In a letter to constituents posted on his website Thursday, Alexander, who could not be reached for comment, said his decision was "reached through lengthy soul searching."

He has pointed out this week that voters should not have been surprised by his decision to switch parties, since he was a conservative Democrat -- "pro-life, pro-guns and pro-business," as he put it -- who often voted with the GOP majority. About 59% of his district voted for President Bush in 2000.

"I am a Louisiana man, with Louisiana values," he wrote. "I strongly believe it is in your best interests that I vote Republican."

Bush called to welcome him to the GOP and Rush Limbaugh declared his maneuver a "great trick." The National Republican Congressional Committee sent him $10,000 and dispatched staffers to his office to answer phones after his staff quit.

"He's been a friend of conservatives for a long time," said Pat Brister, chairwoman of the Louisiana Republican Party. "He's certainly being welcomed."

Brister called Alexander's decision to switch parties "very honest," because voters would know what they were getting if they chose to reelect him. Asked if it were a dirty trick, Brister said: "Why would he do anything to give Democrats more time to put someone in against him?"

The answer, Democrats charge, is that doing otherwise violated election law.

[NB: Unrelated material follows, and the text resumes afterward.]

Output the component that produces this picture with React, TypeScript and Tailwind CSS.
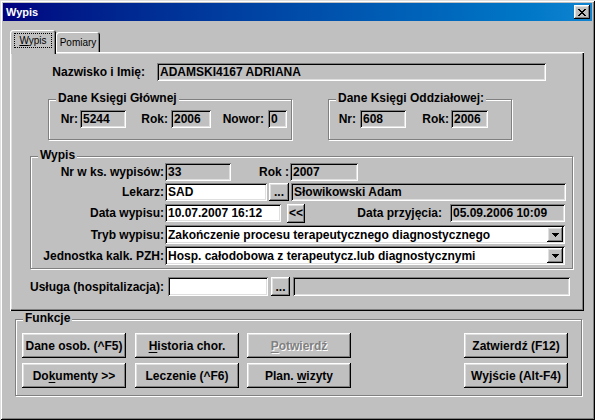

Today's hearing on that claim could help determine the Democrats' chances of climbing their way back into power in Washington. Democrats must gain 12 seats this fall to assume the House majority.

The lawsuit seeking to remove Alexander from the ballot was brought by Jeremy Lacombe, a constituent who voted for Alexander in 2002. Lacombe is represented by Christopher Lee Whittington, a legal advisor for the state Democratic Party.

State law says that "no candidate shall change or add his political party designation ... after he is qualified for the election." The law also bars someone who withdraws from the race from entering again, and Whittington said Alexander's new ballot application switching his political affiliation effectively meant withdrawing from the race and then filing again.

Either violation, Whittington said, is enough to disqualify Alexander from the ballot. Alexander called the lawsuit "frivolous," but the district seems divided.

"They should kick him out," said Jaime Tompkins, 18, a waitress at the Bayou Cafe Grill in Plaquemine. But Daphine Denny, 43, who was heading into a nearby grocery store, said: "This is America. You can do whatever you want."

State officials aren't sure what the answer is; they say the election law is vague. Scott Madere, spokesman for the secretary of State, said the department could not find a law that explicitly barred Alexander from qualifying twice for the same election.

"There is going to have to be a decision," he said of the court case. "We follow the rules pretty tightly here. The rules just simply don't address this."